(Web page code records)
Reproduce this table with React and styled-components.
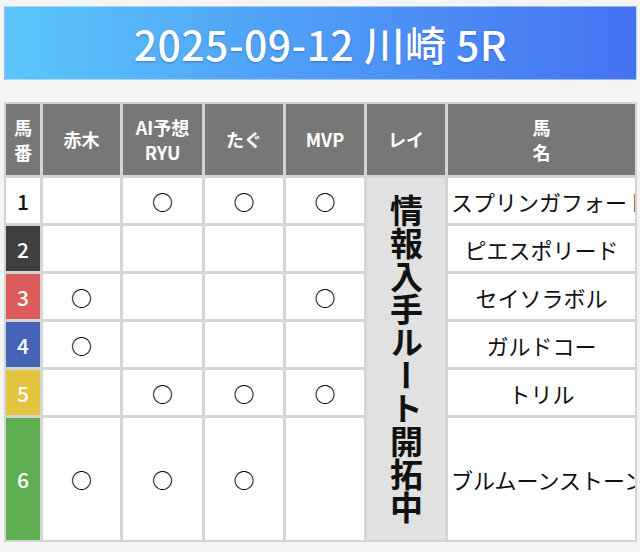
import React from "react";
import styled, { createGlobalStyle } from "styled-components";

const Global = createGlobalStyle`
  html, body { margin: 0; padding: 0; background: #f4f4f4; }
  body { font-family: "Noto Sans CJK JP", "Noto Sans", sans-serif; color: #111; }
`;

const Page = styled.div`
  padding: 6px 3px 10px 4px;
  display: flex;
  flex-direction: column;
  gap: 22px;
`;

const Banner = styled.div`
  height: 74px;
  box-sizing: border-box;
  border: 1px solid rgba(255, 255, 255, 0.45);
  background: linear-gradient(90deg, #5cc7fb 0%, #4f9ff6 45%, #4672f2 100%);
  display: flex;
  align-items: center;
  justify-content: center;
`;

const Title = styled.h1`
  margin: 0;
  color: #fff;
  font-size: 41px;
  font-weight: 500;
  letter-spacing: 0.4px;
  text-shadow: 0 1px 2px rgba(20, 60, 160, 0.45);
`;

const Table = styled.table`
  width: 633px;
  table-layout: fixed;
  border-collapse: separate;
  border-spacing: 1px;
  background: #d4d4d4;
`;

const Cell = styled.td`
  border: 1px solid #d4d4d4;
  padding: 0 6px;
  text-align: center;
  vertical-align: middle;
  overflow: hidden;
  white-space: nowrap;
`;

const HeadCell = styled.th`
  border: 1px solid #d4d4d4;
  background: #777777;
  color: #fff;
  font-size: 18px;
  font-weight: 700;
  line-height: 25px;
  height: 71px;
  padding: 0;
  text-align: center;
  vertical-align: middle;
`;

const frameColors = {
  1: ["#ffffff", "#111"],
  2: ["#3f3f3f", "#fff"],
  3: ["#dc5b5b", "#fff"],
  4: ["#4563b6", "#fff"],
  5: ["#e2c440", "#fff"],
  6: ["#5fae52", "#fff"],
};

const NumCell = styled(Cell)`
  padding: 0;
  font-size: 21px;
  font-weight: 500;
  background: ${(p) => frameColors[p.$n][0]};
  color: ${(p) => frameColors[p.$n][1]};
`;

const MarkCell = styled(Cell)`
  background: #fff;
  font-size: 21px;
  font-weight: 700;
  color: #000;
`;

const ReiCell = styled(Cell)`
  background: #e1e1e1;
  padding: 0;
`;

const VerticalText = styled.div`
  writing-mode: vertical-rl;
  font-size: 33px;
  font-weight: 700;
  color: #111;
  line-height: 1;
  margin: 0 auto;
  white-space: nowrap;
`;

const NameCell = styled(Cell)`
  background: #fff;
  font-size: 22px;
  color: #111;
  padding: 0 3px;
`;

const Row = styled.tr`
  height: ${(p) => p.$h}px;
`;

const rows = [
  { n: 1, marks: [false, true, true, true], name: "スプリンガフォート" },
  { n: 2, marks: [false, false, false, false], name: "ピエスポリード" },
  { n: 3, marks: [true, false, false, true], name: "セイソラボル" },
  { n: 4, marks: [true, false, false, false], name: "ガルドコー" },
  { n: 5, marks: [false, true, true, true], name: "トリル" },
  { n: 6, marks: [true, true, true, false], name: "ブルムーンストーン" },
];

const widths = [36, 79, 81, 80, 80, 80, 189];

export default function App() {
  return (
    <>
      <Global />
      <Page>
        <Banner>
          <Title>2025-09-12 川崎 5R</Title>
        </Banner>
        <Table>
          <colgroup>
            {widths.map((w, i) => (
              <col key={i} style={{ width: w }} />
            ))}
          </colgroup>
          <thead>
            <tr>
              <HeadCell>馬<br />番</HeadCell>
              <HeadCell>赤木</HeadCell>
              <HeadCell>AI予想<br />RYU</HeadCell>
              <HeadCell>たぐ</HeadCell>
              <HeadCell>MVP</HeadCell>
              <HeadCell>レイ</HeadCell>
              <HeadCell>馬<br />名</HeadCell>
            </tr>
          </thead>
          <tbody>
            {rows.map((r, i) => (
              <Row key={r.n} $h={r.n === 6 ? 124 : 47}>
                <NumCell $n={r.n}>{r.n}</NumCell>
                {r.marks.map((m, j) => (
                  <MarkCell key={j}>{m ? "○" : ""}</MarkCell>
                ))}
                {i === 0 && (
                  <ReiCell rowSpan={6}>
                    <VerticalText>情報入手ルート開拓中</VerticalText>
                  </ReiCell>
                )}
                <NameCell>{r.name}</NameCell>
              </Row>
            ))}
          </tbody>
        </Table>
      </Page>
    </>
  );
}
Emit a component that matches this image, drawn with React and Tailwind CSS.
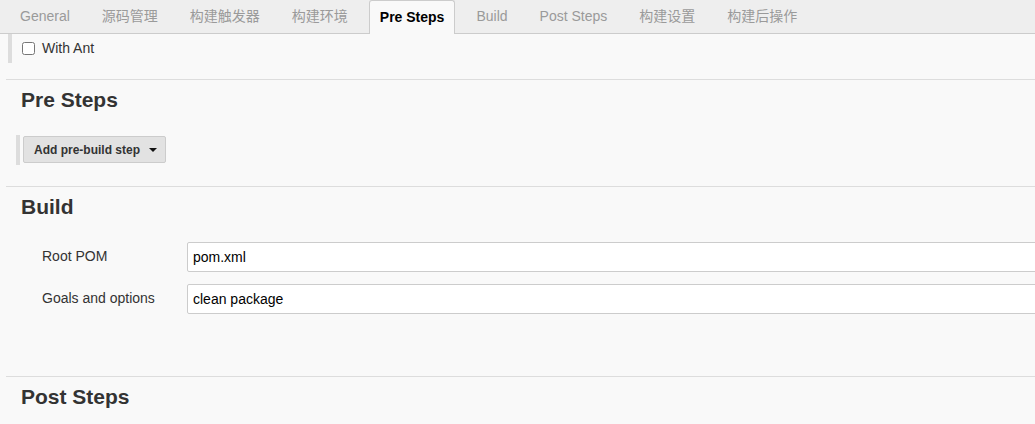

*Challenge:*
Repeat the data exactly, dropping every picture it holds.

*Exercise result:*
Reproduce this table with React and styled-components.
import React from "react";
import styled, { createGlobalStyle } from "styled-components";

const Global = createGlobalStyle`
  html, body { margin: 0; padding: 0; background: #f4f4f4; }
  body { font-family: "Noto Sans CJK JP", "Noto Sans", sans-serif; color: #111; }
`;

const Page = styled.div`
  padding: 6px 3px 10px 4px;
  display: flex;
  flex-direction: column;
  gap: 22px;
`;

const Banner = styled.div`
  height: 74px;
  box-sizing: border-box;
  border: 1px solid rgba(255, 255, 255, 0.45);
  background: linear-gradient(90deg, #5cc7fb 0%, #4f9ff6 45%, #4672f2 100%);
  display: flex;
  align-items: center;
  justify-content: center;
`;

const Title = styled.h1`
  margin: 0;
  color: #fff;
  font-size: 41px;
  font-weight: 500;
  letter-spacing: 0.4px;
  text-shadow: 0 1px 2px rgba(20, 60, 160, 0.45);
`;

const Table = styled.table`
  width: 633px;
  table-layout: fixed;
  border-collapse: separate;
  border-spacing: 1px;
  background: #d4d4d4;
`;

const Cell = styled.td`
  border: 1px solid #d4d4d4;
  padding: 0 6px;
  text-align: center;
  vertical-align: middle;
  overflow: hidden;
  white-space: nowrap;
`;

const HeadCell = styled.th`
  border: 1px solid #d4d4d4;
  background: #777777;
  color: #fff;
  font-size: 18px;
  font-weight: 700;
  line-height: 25px;
  height: 71px;
  padding: 0;
  text-align: center;
  vertical-align: middle;
`;

const frameColors = {
  1: ["#ffffff", "#111"],
  2: ["#3f3f3f", "#fff"],
  3: ["#dc5b5b", "#fff"],
  4: ["#4563b6", "#fff"],
  5: ["#e2c440", "#fff"],
  6: ["#5fae52", "#fff"],
};

const NumCell = styled(Cell)`
  padding: 0;
  font-size: 21px;
  font-weight: 500;
  background: ${(p) => frameColors[p.$n][0]};
  color: ${(p) => frameColors[p.$n][1]};
`;

const MarkCell = styled(Cell)`
  background: #fff;
  font-size: 21px;
  font-weight: 700;
  color: #000;
`;

const ReiCell = styled(Cell)`
  background: #e1e1e1;
  padding: 0;
`;

const VerticalText = styled.div`
  writing-mode: vertical-rl;
  font-size: 33px;
  font-weight: 700;
  color: #111;
  line-height: 1;
  margin: 0 auto;
  white-space: nowrap;
`;

const NameCell = styled(Cell)`
  background: #fff;
  font-size: 22px;
  color: #111;
  padding: 0 3px;
`;

const Row = styled.tr`
  height: ${(p) => p.$h}px;
`;

const rows = [
  { n: 1, marks: [false, true, true, true], name: "スプリンガフォート" },
  { n: 2, marks: [false, false, false, false], name: "ピエスポリード" },
  { n: 3, marks: [true, false, false, true], name: "セイソラボル" },
  { n: 4, marks: [true, false, false, false], name: "ガルドコー" },
  { n: 5, marks: [false, true, true, true], name: "トリル" },
  { n: 6, marks: [true, true, true, false], name: "ブルムーンストーン" },
];

const widths = [36, 79, 81, 80, 80, 80, 189];

export default function App() {
  return (
    <>
      <Global />
      <Page>
        <Banner>
          <Title>2025-09-12 川崎 5R</Title>
        </Banner>
        <Table>
          <colgroup>
            {widths.map((w, i) => (
              <col key={i} style={{ width: w }} />
            ))}
          </colgroup>
          <thead>
            <tr>
              <HeadCell>馬<br />番</HeadCell>
              <HeadCell>赤木</HeadCell>
              <HeadCell>AI予想<br />RYU</HeadCell>
              <HeadCell>たぐ</HeadCell>
              <HeadCell>MVP</HeadCell>
              <HeadCell>レイ</HeadCell>
              <HeadCell>馬<br />名</HeadCell>
            </tr>
          </thead>
          <tbody>
            {rows.map((r, i) => (
              <Row key={r.n} $h={r.n === 6 ? 124 : 47}>
                <NumCell $n={r.n}>{r.n}</NumCell>
                {r.marks.map((m, j) => (
                  <MarkCell key={j}>{m ? "○" : ""}</MarkCell>
                ))}
                {i === 0 && (
                  <ReiCell rowSpan={6}>
                    <VerticalText>情報入手ルート開拓中</VerticalText>
                  </ReiCell>
                )}
                <NameCell>{r.name}</NameCell>
              </Row>
            ))}
          </tbody>
        </Table>
      </Page>
    </>
  );
}
Emit a component that matches this image, drawn with React and Tailwind CSS.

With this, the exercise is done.